Energie durch ausgewogene Ernährung

BDu sagst, man sollte erholt zum Wettkampf kommen. Was bedeutet das dann für das Training in den letzten Tagen vor dem Rennen?
JN: Wenn der Wettkampf am Samstag ist, mache ich meist am Dienstag noch eine leichtere, intensive Einheit, mit ca. 4x4 Minuten Belastung im Wettkampftempo. Da geht es mehr darum, dass man ein gutes Laufgefühl hat, ich schaue dabei auch gar nicht wirklich auf die Uhr. Die Tage davor sollte man wirklich nur noch 30-40 min leicht betätigen, etwas schwitzen, damit der Körper aktiv bleibt. Spätestens auf den letzten zehn Kilometern ist man dann froh, wenn man die Tage davor ruhig angegangen ist. In der Zeit kann man dann mental arbeiten und sich darauf besinnen, dass man gut trainiert hat und weiß, dass man die Zähne zusammenbeißen kann, wenn es darauf ankommt.

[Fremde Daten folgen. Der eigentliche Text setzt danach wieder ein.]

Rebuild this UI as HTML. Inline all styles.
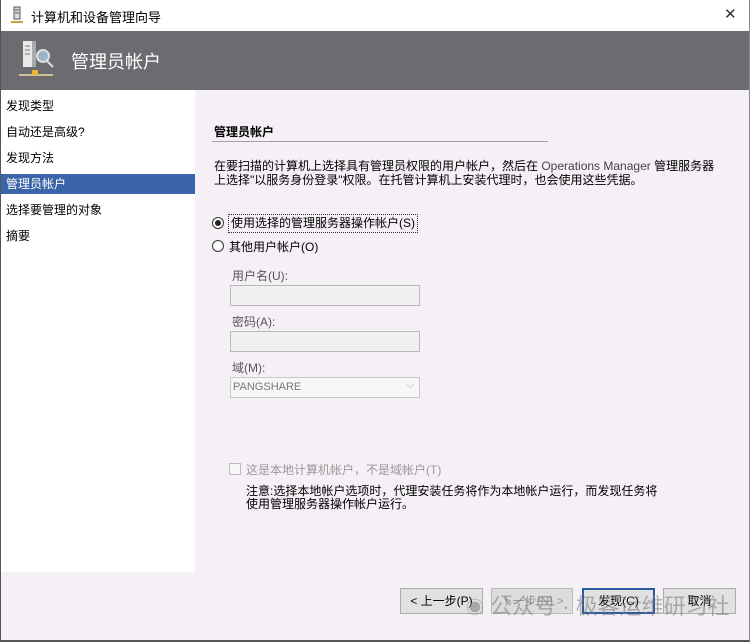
<!DOCTYPE html>
<html><head><meta charset="utf-8"><style>
*{margin:0;padding:0;box-sizing:border-box}
body{width:750px;height:642px;overflow:hidden;background:#f5eff6;font-family:"Liberation Sans","Noto Sans CJK SC",sans-serif;font-size:12px;color:#000;position:relative}
.abs{position:absolute}
#frame{left:0;top:0;width:750px;height:642px;border-left:1px solid #555;border-right:1px solid #888;border-bottom:2px solid #555}
#title{left:0;top:0;width:750px;height:31px;background:#fff}
#header{left:0;top:31px;width:750px;height:59px;background:#6b6b70}
#left{left:1px;top:90px;width:194px;height:482px;background:#fff}
.nav{position:absolute;left:6px;font-size:12px}
.sel{left:1px;width:194px;height:20px;background:#3b64a8;color:#fff;padding-left:5px;line-height:20px}
.inp{position:absolute;left:230px;width:190px;height:21px;background:#f0f0f0;border:1px solid #b9b9b9}
.btn{position:absolute;top:588px;height:26px;border:1px solid #adadad;background:#e1e1e1;text-align:center;line-height:24px;font-size:12px}
.radio{position:absolute;width:12px;height:12px;border:1px solid #333;border-radius:50%;background:#fff}
</style></head><body>
<div class="abs" id="title"></div>
<svg class="abs" style="left:10px;top:6px" width="14" height="18" viewBox="0 0 14 18"><rect x="4" y="1" width="6" height="12" fill="#ddd" stroke="#555"/><line x1="5" y1="4" x2="9" y2="4" stroke="#555"/><line x1="5" y1="7" x2="9" y2="7" stroke="#555"/><rect x="1" y="15" width="12" height="2" fill="#c8a040"/></svg>
<div class="abs" style="left:31px;top:7px;font-size:13px">计算机和设备管理向导</div>
<div class="abs" style="left:724px;top:5px;font-size:15px;color:#333">✕</div>
<div class="abs" id="header"></div>
<svg class="abs" style="left:16px;top:40px" width="40" height="40" viewBox="0 0 40 40"><rect x="7" y="1" width="9" height="26" fill="#e8e8e8"/><rect x="16" y="1" width="4" height="26" fill="#aaa"/><line x1="9" y1="6" x2="14" y2="6" stroke="#777"/><line x1="9" y1="10" x2="14" y2="10" stroke="#777"/><line x1="9" y1="14" x2="14" y2="14" stroke="#777"/><circle cx="27" cy="16" r="6" fill="#9bb4c8" stroke="#ddd" stroke-width="2"/><line x1="31" y1="21" x2="37" y2="27" stroke="#ddd" stroke-width="2"/><rect x="3" y="34" width="34" height="2" fill="#d0c090"/><rect x="16" y="30" width="6" height="5" fill="#e8b830"/></svg>
<div class="abs" style="left:71px;top:48px;font-size:18px;color:#fff">管理员帐户</div>
<div class="abs" id="left"></div>
<div class="nav" style="top:97px">发现类型</div>
<div class="nav" style="top:123px">自动还是高级?</div>
<div class="nav" style="top:149px">发现方法</div>
<div class="abs sel" style="top:174px">管理员帐户</div>
<div class="nav" style="top:201px">选择要管理的对象</div>
<div class="nav" style="top:227px">摘要</div>
<div class="abs" style="left:214px;top:123px;font-weight:bold;font-size:12px">管理员帐户</div>
<div class="abs" style="left:212px;top:141px;width:336px;height:1px;background:#a0a0a0"></div>
<div class="abs" style="left:214px;top:159px;line-height:14px;width:520px">在要扫描的计算机上选择具有管理员权限的用户帐户，然后在 <span style="color:#444">Operations Manager</span> 管理服务器<br>上选择"以服务身份登录"权限。在托管计算机上安装代理时，也会使用这些凭据。</div>
<div class="radio" style="left:212px;top:217px"><div style="position:absolute;left:2px;top:2px;width:6px;height:6px;border-radius:50%;background:#222"></div></div>
<div class="abs" style="left:228px;top:214px;border:1px dotted #333;padding:0 2px;height:19px;line-height:17px">使用选择的管理服务器操作帐户(S)</div>
<div class="radio" style="left:212px;top:240px"></div>
<div class="abs" style="left:229px;top:238px">其他用户帐户(O)</div>
<div class="abs" style="left:232px;top:267px;color:#555">用户名(U):</div>
<div class="inp" style="top:285px"></div>
<div class="abs" style="left:232px;top:313px;color:#555">密码(A):</div>
<div class="inp" style="top:331px"></div>
<div class="abs" style="left:232px;top:359px;color:#555">域(M):</div>
<div class="inp" style="top:377px;background:#f7f7f7;border-color:#c8c8c8"><span style="position:absolute;left:2px;top:3px;color:#777;font-size:11px">PANGSHARE</span><span style="position:absolute;right:5px;top:2px;color:#aaa;font-size:10px">⌵</span></div>
<div class="abs" style="left:229px;top:463px;width:12px;height:12px;border:1px solid #bbb;background:#f7f7f7"></div>
<div class="abs" style="left:246px;top:461px;color:#999">这是本地计算机帐户，不是域帐户(T)</div>
<div class="abs" style="left:246px;top:485px;line-height:13px;width:440px">注意:选择本地帐户选项时，代理安装任务将作为本地帐户运行，而发现任务将<br>使用管理服务器操作帐户运行。</div>
<div class="btn" style="left:400px;width:83px">&lt; 上一步(P)</div>
<div class="btn" style="left:491px;width:82px;color:#999;background:#dcdcdc;border-color:#bbb">下一步(N) &gt;</div>
<div class="btn" style="left:582px;width:73px;border:2px solid #2b5aa0;line-height:22px">发现(C)</div>
<div class="btn" style="left:663px;width:73px">取消</div>
<div class="abs" style="left:466px;top:589px;font-size:22px;color:rgba(120,120,120,0.55)"><span style="font-size:18px">◉</span> 公众号 · 极客运维研习社</div>
<div class="abs" id="frame"></div>
</body></html>
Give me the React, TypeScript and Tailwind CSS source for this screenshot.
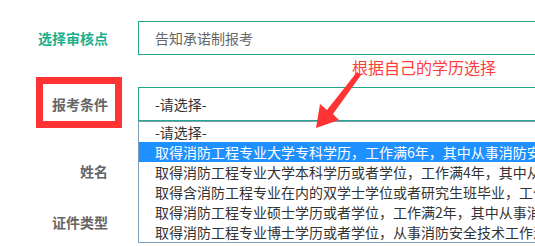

BWelche Vorteile hat es, in der Gruppe zu trainieren?
Training in der Gruppe

JN: Natürlich ist es wichtig, alleine zu trainieren, da man im Wettkampf dann auch auf sich selbst gestellt ist, es macht aber einfach Spaß, auch mal in der Gruppe zu trainieren. Man ist vielleicht motivierter kann sich mit anderen Athleten austauschen und vergleichen. So findet man heraus, wo die eigenen Stärken und Schwächen liegen, an denen man dann arbeiten kann. Erfahrene Trailrunner und Trainer geben auch spannende Inputs, man macht mal ein Techniktraining oder einen Hügellauf. Es gibt viele, die haben vielleicht schon davon gehört, wissen aber trotzdem nicht genau, wie mache ich ein Hügellauftraining oder worauf achte ich beim Runterlaufen?
Auch erfahrene Sportler können hier viel mitnehmen und sich unterschiedliche Techniken der anderen ansehen. Ich denke da hat man nie ausgelernt und man sollte auch keine Angst davor haben, noch nicht so weit zu sein, wie andere – das kann ja auch sehr motivierend sein.